FETÖ’nün sözde üst düzey yöneticilerinden Orhan İnandı yakalanarak Türkiye’ye götürüldü.
A top terrorist of the Fetullah Terrorist Organization (FETO) in Central Asia was nabbed abroad in an operation by Turkish intelligence, Turkey’s president said Monday.
Including Orhan Inandi, the latest capture, over 100 FETO terrorists have been brought back from abroad since the group’s defeated 2016 coup in Turkey, Recep Tayyip Erdogan said after a three-hour-plus Cabinet meeting at the presidential complex in the capital Ankara.
FETO and its US-based leader Fetullah Gulen orchestrated the defeated July 15, 2016 coup in Turkey, which left 251 people dead and 2,734 injured.

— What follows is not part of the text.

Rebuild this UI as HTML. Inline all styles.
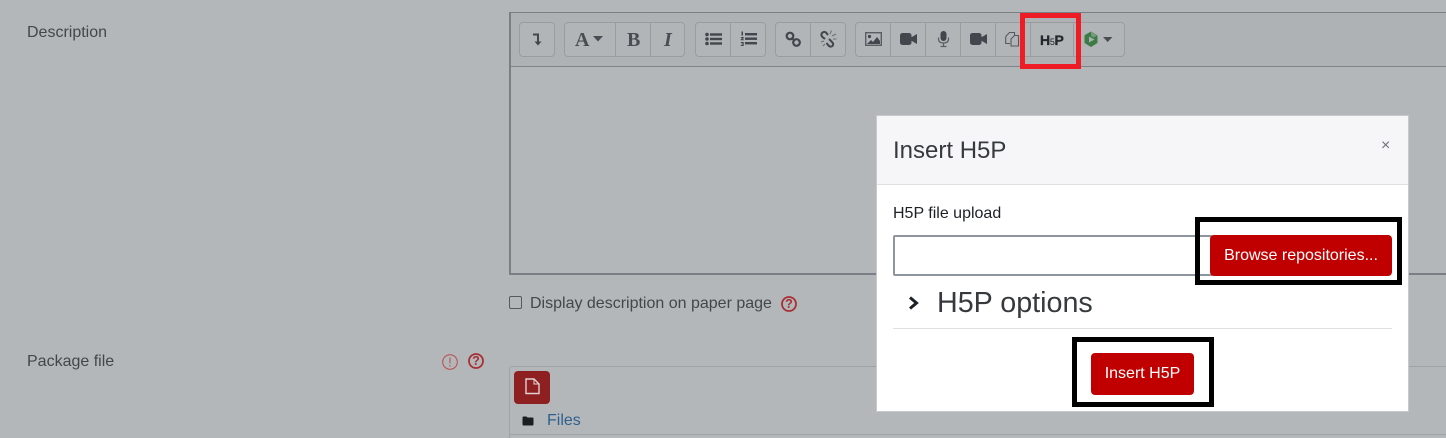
<!DOCTYPE html>
<html><head><meta charset="utf-8">
<style>
html,body{margin:0;padding:0;width:1446px;height:438px;overflow:hidden}
#w{position:relative;width:1446px;height:438px;overflow:hidden;background:#b3b7ba;font-family:"Liberation Sans",sans-serif;color:#3f4245;font-size:16px}
.a{position:absolute;box-sizing:border-box}
.t{position:absolute;white-space:nowrap;line-height:20px}
.g{position:absolute;top:22px;height:35px;box-sizing:border-box;border:1px solid #999da0;border-radius:4px;background:#b1b5b8}
.d{position:absolute;top:22px;width:1px;height:35px;background:#999da0}
svg{position:absolute;overflow:visible}
.btn{position:absolute;background:#c00000;color:#fff;border-radius:4px;text-align:center;box-sizing:border-box}
</style></head><body><div id="w">

<div class="t" style="left:27px;top:23px;color:#44474a">Description</div>
<div class="t" style="left:27px;top:352px;color:#44474a">Package file</div>

<!-- editor -->
<div class="a" style="left:509px;top:12px;width:940px;height:263px;border:1px solid #7a7e85;border-left:2px solid #7a7e85;border-bottom:2px solid #7a7e85;background:#b3b7ba"></div>
<div class="a" style="left:511px;top:13px;width:935px;height:54px;background:#aeb2b5;border-bottom:1px solid #7f838a"></div>

<div class="g" style="left:519px;width:36px"></div>
<div class="g" style="left:564px;width:121px"></div><div class="d" style="left:615px"></div><div class="d" style="left:650px"></div>
<div class="g" style="left:695px;width:71px"></div><div class="d" style="left:730px"></div>
<div class="g" style="left:775px;width:71px"></div><div class="d" style="left:810px"></div>
<div class="g" style="left:855px;width:270px"></div>
<div class="d" style="left:890px"></div><div class="d" style="left:925px"></div><div class="d" style="left:960px"></div><div class="d" style="left:995px"></div><div class="d" style="left:1030px"></div><div class="d" style="left:1073px"></div>

<!-- undent arrow -->
<svg style="left:530px;top:32px" width="14" height="15" viewBox="0 0 14 15"><path d="M3 2.500H8V11" fill="none" stroke="#43464d" stroke-width="2"/><path d="M4.500 9.500H11.500L8 13.500Z" fill="#43464d"/></svg>
<!-- A -->
<div class="t" style="left:575px;top:30px;font:bold 20px/20px 'Liberation Serif',serif;color:#4a4d53">A</div>
<svg style="left:593px;top:36px" width="11" height="6"><path d="M0 0H10L5 5.500Z" fill="#4a4d53"/></svg>
<div class="t" style="left:627px;top:30px;font:bold 20px/20px 'Liberation Serif',serif;color:#4a4d53">B</div>
<div class="t" style="left:664px;top:30px;font:italic bold 20px/20px 'Liberation Serif',serif;color:#4a4d53">I</div>
<!-- bullets -->
<svg style="left:705px;top:32px" width="17" height="14"><g fill="#43464d"><circle cx="2" cy="2.500" r="1.800"/><circle cx="2" cy="7" r="1.800"/><circle cx="2" cy="11.500" r="1.800"/><rect x="5" y="1.300" width="12" height="2.400"/><rect x="5" y="5.800" width="12" height="2.400"/><rect x="5" y="10.300" width="12" height="2.400"/></g></svg>
<!-- numbered -->
<svg style="left:740px;top:31px" width="17" height="16"><g fill="#43464d"><path d="M1.500 .5H3V4.500H1.500Z"/><path d="M.8 6H3.700V7.200L2.300 8.300H3.700V9.300H.8V8.200L2.300 7H.8Z"/><path d="M.8 11H3.700V15H.8V14H2.600V13.400H1.300V12.600H2.600V12H.8Z"/><rect x="5" y="2" width="12" height="2.400"/><rect x="5" y="6.500" width="12" height="2.400"/><rect x="5" y="11" width="12" height="2.400"/></g></svg>
<!-- link -->
<svg style="left:785px;top:31px" width="17" height="17"><g fill="none" stroke="#43464d" stroke-width="2.200"><circle cx="5" cy="5" r="3.300"/><circle cx="11.500" cy="11.500" r="3.300"/><path d="M6.500 6.500L10 10"/></g></svg>
<!-- unlink -->
<svg style="left:820px;top:30px" width="17" height="18"><g fill="none" stroke="#43464d" stroke-width="2"><path d="M8 5L6 2.500Q4 1 2 3Q0.500 5 2.500 7L5 9"/><path d="M9 9L12 12Q14 14 12.500 16Q10.500 17.500 8.500 15.500L6.500 13"/></g><path d="M10 4L11.500 0.500M12 6L16 4M13 9H16.500M1 12L4 11M3 16L5 14" stroke="#6b6e74" stroke-width="1" fill="none"/></svg>
<!-- image -->
<svg style="left:865px;top:32px" width="17" height="14"><rect x="0.700" y="0.700" width="15.600" height="12.600" fill="none" stroke="#5a5d63" stroke-width="1.400"/><circle cx="4.500" cy="4.500" r="1.600" fill="#43464d"/><path d="M2 12L6 8L8 10L12 5L15 9V12Z" fill="#43464d"/></svg>
<!-- video -->
<svg style="left:900px;top:32px" width="17" height="14"><rect x="0" y="1" width="11.500" height="12" rx="2.500" fill="#43464d"/><path d="M11 5.500L17 2V12L11 8.500Z" fill="#43464d"/></svg>
<!-- mic -->
<svg style="left:937px;top:30px" width="13" height="18"><rect x="3.500" y="1" width="6" height="10" rx="3" fill="#43464d"/><path d="M1.500 7.500V9Q1.500 13 6.500 13Q11.500 13 11.500 9V7.500M6.500 13V16M3.500 16.500H9.500" fill="none" stroke="#5a5d63" stroke-width="1.200"/></svg>
<!-- video -->
<svg style="left:970px;top:32px" width="17" height="14"><rect x="0" y="1" width="11.500" height="12" rx="2.500" fill="#43464d"/><path d="M11 5.500L17 2V12L11 8.500Z" fill="#43464d"/></svg>
<!-- copy -->
<svg style="left:1005px;top:31px" width="16" height="16"><path d="M.7 5.500L4.500 1.500H9.500V4.500M.7 5.500V12.500H5" fill="none" stroke="#55585e" stroke-width="1.100"/><path d="M6 8L9.500 4.500H13.500V15H6Z" fill="none" stroke="#55585e" stroke-width="1.100"/></svg>
<!-- H5P -->
<div class="t" style="left:1040px;top:30px;font:bold 14px/20px 'Liberation Sans',sans-serif;color:#24272c;letter-spacing:-.3px;-webkit-text-stroke:.3px #24272c">H<span style="font-size:9px;font-weight:normal;letter-spacing:-.3px;-webkit-text-stroke:0">5</span>P</div>
<!-- recycle logo -->
<svg style="left:1083px;top:31px" width="16" height="17" viewBox="0 0 16 17"><path d="M8 0.500L14.500 4.300V12L8 16L1.500 12V4.300Z" fill="#3c7a46"/><path d="M8 0.500L14.500 4.300L11 6.500L8 5Z" fill="#75997a"/><path d="M6 5.500L11.500 8.500L6 11.500Z" fill="#a9b0ae"/></svg>
<svg style="left:1103px;top:37px" width="10" height="6"><path d="M0 0H9.500L4.700 5Z" fill="#4a4d53"/></svg>

<!-- red box -->
<div class="a" style="left:1020px;top:13px;width:61px;height:56px;border:5px solid #ee1c25"></div>

<!-- checkbox row -->
<div class="a" style="left:509px;top:296px;width:13px;height:13px;border:1px solid #56595d;border-radius:2px"></div>
<div class="t" style="left:530px;top:294px;color:#44474a">Display description on paper page</div>
<svg style="left:781px;top:296px" width="16" height="16"><circle cx="8" cy="8" r="7" fill="none" stroke="#a83034" stroke-width="1.800"/></svg>
<div class="t" style="left:785px;top:294px;width:8px;text-align:center;color:#a83034;font:bold 12.500px/20px 'Liberation Sans',sans-serif">?</div>

<!-- package icons -->
<svg style="left:442px;top:354px" width="16" height="16"><circle cx="8" cy="8" r="7.300" fill="none" stroke="#b9494d" stroke-width="1"/><path d="M8 3.500V9.500M8 11V12.500" stroke="#b9494d" stroke-width="1"/></svg>
<svg style="left:468px;top:353px" width="16" height="16"><circle cx="8" cy="8" r="7" fill="none" stroke="#a83034" stroke-width="1.800"/></svg>
<div class="t" style="left:472px;top:351px;width:8px;text-align:center;color:#a83034;font:bold 12.500px/20px 'Liberation Sans',sans-serif">?</div>

<!-- file picker -->
<div class="a" style="left:509px;top:366px;width:940px;height:80px;border:1px solid #9fa3a6;border-radius:3px 0 0 0"></div>
<div class="a" style="left:510px;top:434px;width:936px;height:1px;background:#9fa3a6"></div>
<div class="a" style="left:514px;top:371px;width:36px;height:33px;background:#8f2022;border-radius:4px"></div>
<svg style="left:525px;top:378px" width="15" height="17"><path d="M1 1H9L14 6V15.500H1Z" fill="none" stroke="#e0d2d2" stroke-width="1.400"/><path d="M9 1V6H14" fill="none" stroke="#e0d2d2" stroke-width="1"/></svg>
<svg style="left:522px;top:416px" width="12" height="10"><path d="M0.500 1.500Q0.500 0.500 1.500 0.500H4.500L5.500 1.500H10.500Q11.500 1.500 11.500 2.500V8.500Q11.500 9.500 10.500 9.500H1.500Q0.500 9.500 0.500 8.500Z" fill="#1c1f22"/></svg>
<div class="t" style="left:547px;top:411px;color:#2f5f8c;font-size:16px">Files</div>

<!-- modal -->
<div class="a" style="left:876px;top:115px;width:533px;height:297px;background:#fff;border:1px solid #c7c9cc">
  <div class="a" style="left:0;top:0;width:531px;height:69px;background:#f6f6f9;border-bottom:1px solid #dee0e3"></div>
</div>
<div class="t" style="left:893px;top:139px;font-size:24px;line-height:24px;color:#373a3c">Insert H5P</div>
<div class="t" style="left:1381px;top:136px;color:#6d7074;font-size:16px">×</div>
<div class="t" style="left:893px;top:204px;color:#1d2125;font-size:16px">H5P file upload</div>
<div class="a" style="left:893px;top:235px;width:320px;height:41px;border:2px solid #8f959e;border-radius:2px;background:#fff"></div>
<div class="btn" style="left:1210px;top:235px;width:182px;height:41px;font-size:16px;line-height:42px">Browse repositories...</div>
<svg style="left:908px;top:296px" width="12" height="14"><path d="M2 1.500L8.500 7L2 12.500" fill="none" stroke="#1d2125" stroke-width="3"/></svg>
<div class="t" style="left:937px;top:285px;font-size:28.700px;line-height:36px;color:#373a3c">H5P options</div>
<div class="a" style="left:893px;top:328px;width:499px;height:1px;background:#dee0e3"></div>
<div class="btn" style="left:1091px;top:353px;width:103px;height:42px;font-size:16px;line-height:42px">Insert H5P</div>

<!-- black boxes -->
<div class="a" style="left:1195px;top:217px;width:207px;height:68px;border:5px solid #000"></div>
<div class="a" style="left:1072px;top:337px;width:142px;height:70px;border:5px solid #000"></div>
</div></body></html>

Ankara accuses FETO of being behind a long-running campaign to overthrow the state through the infiltration of Turkish institutions, particularly the military, police, and judiciary.
Turkey will continue efforts to fight and eliminate the FETO terror group, along with the terrorist PKK/YPG and Daesh/ISIS, Erdogan added.
“We have uncovered all the private structures and archives of the (FETO) organization in strategic institutions one by one,” he stressed.
Although the terror group stepped up its search for support abroad and campaigns against Turkey to stop its members from panicking, Erdogan said there is no safe place in the world for FETO terrorists.
Praising the efforts of Turkey’s National Intelligence Organization, he said several top Daesh/ISIS members have recently been arrested and sensitive documents captured.
Turning to the terrorist PKK, Erdogan said, “As a result of Turkey’s successful anti-terror operations, for the first time in its history, the PKK's so-called senior leaders cannot move, gather, or manage the organization in northern Iraq,” referring to a region near the Turkish border where the group often plans attacks.
In its more than 35-year terror campaign against Turkey, the PKK – listed as a terrorist organization by Turkey, the US, and the EU – has been responsible for the deaths of 40,000 people, including women, children, and infants. The YPG is the PKK’s Syrian offshoot.